We had dinner in Catterick for the first time a delicious meal. The first day was too cold and then I realized that training would not be easy. Senior Guruji’s and their families welcomed us warmly. We spent a great day with them by enjoying their delicious meals and gossips. The next day, after breakfast, we got some equipment that we would need every day. For the next nine months, we were all excited. The third day it was freezing outside, and everything was covered with snow. We stayed in and learnt about the importance of hygiene and tidiness in the military. The fourth day though was sunny and pleasant. We went for a dental check-up and completed some other admin to complete as well.
We have now started our training and are mentally prepared for the upcoming days ahead.

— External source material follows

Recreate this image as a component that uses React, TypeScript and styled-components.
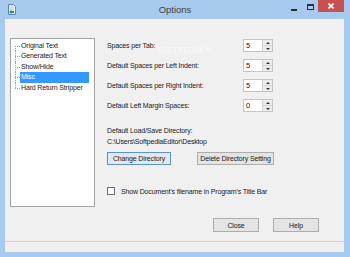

Gurkha Intake 20 started to arrive in the UK in the early hours of the 21st February landing at Manchester Airport before the drive to their new home for the next 39 weeks with Gurkha Company Catterick at the Infantry Training School.
We will continue to follow them and tell you their story and track their journey to trained soldiers in the British Army.
Our nelwly selected Gurkhas, all 432 of them, have just taken the Oath of Alegience to Her Majesty The Queen at an Attestation Parade in Pokhara, Nepal.
This was in front of over 1700 family members and guests with the Inspecting Officer being the Head of the British Army, Chief of the General Staff, General Sir Mark Carleton-Smith KCB CBE ADC Gen.
After the Attestation parade it was time to meet up with family and friends over lunch in the grounds of the barracks in Pokhara.
The Chief of the General Staff, took time to walk around to talk to the new Gurkhas and thank their families for allowing their young men to join the British Army. He stated Gurkhas had value, can have great careers in the Army and the Army will look after them.